M. Trudeau a déclaré vendredi que la décriminalisation du commerce de la cocaïne au Canada n’était pas «quelque chose qu’on cautionne en tant que pays».

«C’est vrai que Santé Canada permet à certaines compagnies pharmaceutiques, pour des besoins de recherche et des besoins médicaux extrêmement limités, l’utilisation de ce produit-là, a indiqué M. Trudeau vendredi. Mais il n’y a aucune intention, il n’y a aucune permission de vendre ça sur le marché et de partager ça avec les Canadiens.

«Ça a été un manque de compréhension, je pense, dans le communiqué de presse [de la compagnie] et on est en train de rectifier le tir là-dessus.»

Le premier ministre de la Colombie-Britannique, David Eby, a déclaré jeudi qu’il était «stupéfait» par cette nouvelle. Il indiquait alors que son gouvernement n’avait pas été avisé ni consulté par Santé Canada.

M. Eby a assuré que cette licence «ne faisait pas partie de notre plan provincial», faisant référence aux efforts actuels du gouvernement pour endiguer le taux de mortalité par surdose — six personnes en moyenne en sont mortes chaque jour en Colombie-Britannique en 2022.

La politique de décriminalisation des drogues en Colombie-Britannique, entrée en vigueur fin janvier, permet aux adultes de 18 ans et plus de posséder jusqu’à 2,5 grammes d’opioïdes, de cocaïne, de méthamphétamine et d’ecstasy sans être poursuivis au criminel. Il s’agit d’un projet-pilote de trois ans.

M. Eby a indiqué vendredi qu’il avait parlé au gouvernement fédéral et qu’il était «encore plus troublé» d’apprendre de Santé Canada qu’Adastra avait peut-être «déformé de manière significative la nature de sa licence», d’une manière irresponsable.

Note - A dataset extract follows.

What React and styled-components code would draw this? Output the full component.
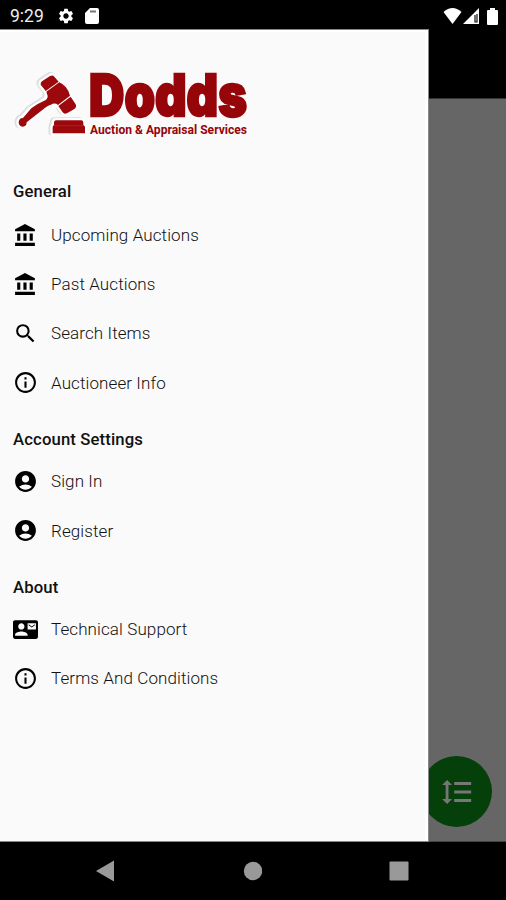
import React from 'react'
import styled, { createGlobalStyle } from 'styled-components'
import {
    MdSearch,
    MdInfoOutline,
    MdAccountCircle,
    MdContactMail,
    MdFormatLineSpacing,
    MdSettings
} from 'react-icons/md'

const GlobalStyle = createGlobalStyle`
    * {
        box-sizing: border-box;
    }
    body {
        margin: 0;
        background-color: #000;
        font-family: Roboto, "Liberation Sans", sans-serif;
    }
`

const Phone = styled.div`
    display: flex;
    flex-direction: column;
    width: 506px;
    height: 900px;
    overflow: hidden;
    background-color: #000;
`

const StatusBar = styled.header`
    display: flex;
    align-items: center;
    height: 29px;
    padding: 3px 8px 0 10px;
    color: #fff;
`

const Clock = styled.span`
    width: 47px;
    font-size: 17.5px;
    line-height: 20px;
    color: #eee;
`

const StatusIcons = styled.div`
    display: flex;
    align-items: center;
    gap: ${props => props.gap};
    margin-left: ${props => props.right ? 'auto' : '0'};
`

const Content = styled.main`
    display: flex;
    height: 813px;
`

const Drawer = styled.nav`
    width: 429px;
    padding: 32px 13px 0;
    background-color: #fafafa;
    border: 1px solid #888;
    border-left: none;
    box-shadow: inset -3px 2px 0 #fff;
`

const Logo = styled.svg`
    display: block;
    width: 240px;
    height: 82px;
    margin-bottom: 17px;
    overflow: visible;
`

const SectionTitle = styled.h2`
    height: 49.5px;
    margin: 0;
    padding-top: ${props => props.first ? '21px' : '22.4px'};
    font-size: 16.7px;
    font-weight: 500;
    line-height: 20px;
    letter-spacing: 0.13px;
    color: #111;
`

const MenuItem = styled.a`
    display: flex;
    align-items: center;
    gap: 13px;
    height: 49.2px;
    font-size: 17px;
    font-weight: 300;
    letter-spacing: 0.1px;
    color: #111;
    svg {
        color: #000;
    }
`

const Backdrop = styled.section`
    position: relative;
    flex: 1;
    background-color: #666;
    border-bottom: 1px solid #444;
`

const AppBar = styled.div`
    height: 70px;
    background-color: #000;
    border-bottom: 1px solid #333;
`

const FabClip = styled.div`
    position: absolute;
    right: 0;
    bottom: 14px;
    width: 77px;
    height: 71px;
    overflow: hidden;
`

const Fab = styled.button`
    position: absolute;
    right: 14px;
    top: 0;
    display: flex;
    align-items: center;
    justify-content: center;
    width: 71px;
    height: 71px;
    padding: 0;
    border: none;
    border-radius: 50%;
    background-color: #053f09;
    color: #777;
`

const NavBar = styled.footer`
    display: flex;
    justify-content: space-between;
    align-items: center;
    height: 58px;
    padding: 0 97px 0 96px;
`

const BankIcon = () => (
    <svg width="25" height="25" viewBox="0 0 24 24" fill="currentColor">
        <path d="M4 10v7h3v-7H4zm6 0v7h3v-7h-3zM2 22h19v-3H2v3zm14-12v7h3v-7h-3zm-4.5-9L2 6v2h19V6l-9.5-5z" />
    </svg>
)

const sections = [
    {
        title: 'General',
        items: [
            { label: 'Upcoming Auctions', Icon: BankIcon },
            { label: 'Past Auctions', Icon: BankIcon },
            { label: 'Search Items', Icon: MdSearch },
            { label: 'Auctioneer Info', Icon: MdInfoOutline }
        ]
    },
    {
        title: 'Account Settings',
        items: [
            { label: 'Sign In', Icon: MdAccountCircle },
            { label: 'Register', Icon: MdAccountCircle }
        ]
    },
    {
        title: 'About',
        items: [
            { label: 'Technical Support', Icon: MdContactMail },
            { label: 'Terms And Conditions', Icon: MdInfoOutline }
        ]
    }
]

const gavelOutline = 'M92 62Q91 56 96 52L119 37Q128 31 133 38L145 53L172 74L182 97L197 121Q201 130 192 136L172 147Q163 152 158 145L145 125L120 122L98 136L50 175Q48 188 38 188Q26 188 26 175Q27 164 38 160L62 134L108 105L112 88Z'
const blockOutline = 'M138 169H214Q219 169 220 175V184Q225 185 225 190V208H128V190Q128 185 132 184V175Q133 169 138 169Z'

const Gavel = () => (
    <g transform="translate(-3 2) scale(0.3333)">
        <g fill="#dadede" stroke="#dadede" strokeWidth="15" strokeLinejoin="round" transform="translate(-5 -2)">
            <path d={gavelOutline} />
            <path d={blockOutline} />
        </g>
        <g fill="#fff" stroke="#fff" strokeWidth="14" strokeLinejoin="round">
            <path d={gavelOutline} />
            <path d={blockOutline} />
        </g>
        <g fill="#9d080d">
            <path d="M92 62Q91 56 96 52L119 37Q128 31 133 38L146 53L107 81Z" />
            <path d="M109 83L148 55Q173 66 180 95L144 123Q134 115 123 122Q114 123 98 137L50 175Q50 188 38 188Q26 187 26 175Q27 162 39 162L64 133Q82 119 100 112Q114 106 113 96Z" />
            <path d="M145 126L182 98L197 121Q201 130 192 136L172 147Q163 152 158 145Z" />
            <path d="M138 169H214Q219 169 220 175V184Q225 185 225 190V208H128V190Q128 185 132 184V175Q133 169 138 169Z" />
        </g>
        <path d="M131 185H221" stroke="#b42a2e" strokeWidth="2" />
    </g>
)

class App extends React.Component {
    render() {
        return (
            <Phone>
                <GlobalStyle />
                <StatusBar>
                    <Clock>9:29</Clock>
                    <StatusIcons gap="10px">
                        <MdSettings size={18} />
                        <svg width="14" height="16" viewBox="0 0 14 16">
                            <path d="M5 0H12Q14 0 14 2V14Q14 16 12 16H2Q0 16 0 14V5Z" fill="#fff" />
                            <path d="M5 2.5H11V4.5H5Z" fill="#777" />
                        </svg>
                    </StatusIcons>
                    <StatusIcons gap="1px" right>
                        <svg width="19" height="16" viewBox="0 0 19 16">
                            <path d="M0.5 4Q9.5 -4 18.5 4L9.5 16Z" fill="#fff" />
                        </svg>
                        <svg width="23" height="16" viewBox="0 0 23 16">
                            <path d="M16 0V16H0Z" fill="#fff" />
                            <path d="M12 7V14H14V6" fill="none" stroke="#111" strokeWidth="1.2" />
                        </svg>
                        <svg width="11" height="17" viewBox="0 0 11 17">
                            <path d="M3 2V0H8V2H10Q11 2 11 3V16Q11 17 10 17H1Q0 17 0 16V3Q0 2 1 2Z" fill="#fff" />
                        </svg>
                    </StatusIcons>
                </StatusBar>
                <Content>
                    <Drawer>
                        <Logo viewBox="0 0 240 82" role="img">
                            <Gavel />
                            <g fill="#960509" stroke="#960509">
                                <text x="76" y="54" fontFamily="Inter, sans-serif" fontSize="57.5" fontWeight="900" strokeWidth="2.4" textLength="158" lengthAdjust="spacingAndGlyphs">Dodds</text>
                                <text x="77" y="72" fontFamily="Roboto, sans-serif" fontSize="12.8" fontWeight="700" stroke="none" textLength="157" lengthAdjust="spacingAndGlyphs">Auction &amp; Appraisal Services</text>
                            </g>
                        </Logo>
                        {sections.map(({ title, items }, index) => (
                            <React.Fragment key={title}>
                                <SectionTitle first={index === 0}>{title}</SectionTitle>
                                {items.map(({ label, Icon }) => (
                                    <MenuItem key={label}>
                                        <Icon size={25} />
                                        <span>{label}</span>
                                    </MenuItem>
                                ))}
                            </React.Fragment>
                        ))}
                    </Drawer>
                    <Backdrop>
                        <AppBar />
                        <FabClip>
                            <Fab>
                                <MdFormatLineSpacing size={34} />
                            </Fab>
                        </FabClip>
                    </Backdrop>
                </Content>
                <NavBar>
                    <svg width="19" height="22" viewBox="0 0 19 22">
                        <path d="M0 11L18 0.5V21.5Z" fill="#999" />
                    </svg>
                    <svg width="19" height="20" viewBox="0 0 19 20">
                        <circle cx="10" cy="10" r="9.2" fill="#999" />
                    </svg>
                    <svg width="20" height="20" viewBox="0 0 20 20">
                        <rect x="0.5" y="0.5" width="19" height="19" rx="1" fill="#999" />
                    </svg>
                </NavBar>
            </Phone>
        )
    }
}

export default App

«Je trouve plus qu’un peu frustrant que Santé Canada ne soit apparemment pas en accord avec nous en ce qui concerne la direction que nous prenons, a-t-il déclaré. Nous devons travailler ensemble sur la crise des drogues toxiques et notre réponse à celle-ci.»

Sunshine Labs a déclaré qu’elle «ne s’engageait pas dans la promotion ou le lancement d’initiatives d’approvisionnement plus sûres» de drogues, et laissait aux experts la mise en œuvre de toute politique sur la décriminalisation de la cocaïne, de l’opium et de l’ecstasy.

Mais la société souligne que le taux élevé de mortalité par surdose en Colombie-Britannique coïncide avec les rapports des responsables de la santé publique selon lesquels la majorité des surdoses mortelles touchent des utilisateurs occasionnels.

Cela signifie que la décriminalisation pourrait ne pas suffire, estime Sunshine Labs. L’entreprise souligne que pour prévenir des décès, des experts suggèrent de fournir aux utilisateurs «une opportunité d’acheter des drogues certifiées, avec des niveaux de pureté et des dosages connus».

«Bien que cette notion puisse être difficile à accepter pour certains, elle représente la prochaine étape rationnelle», indique le communiqué de Sunshine Labs.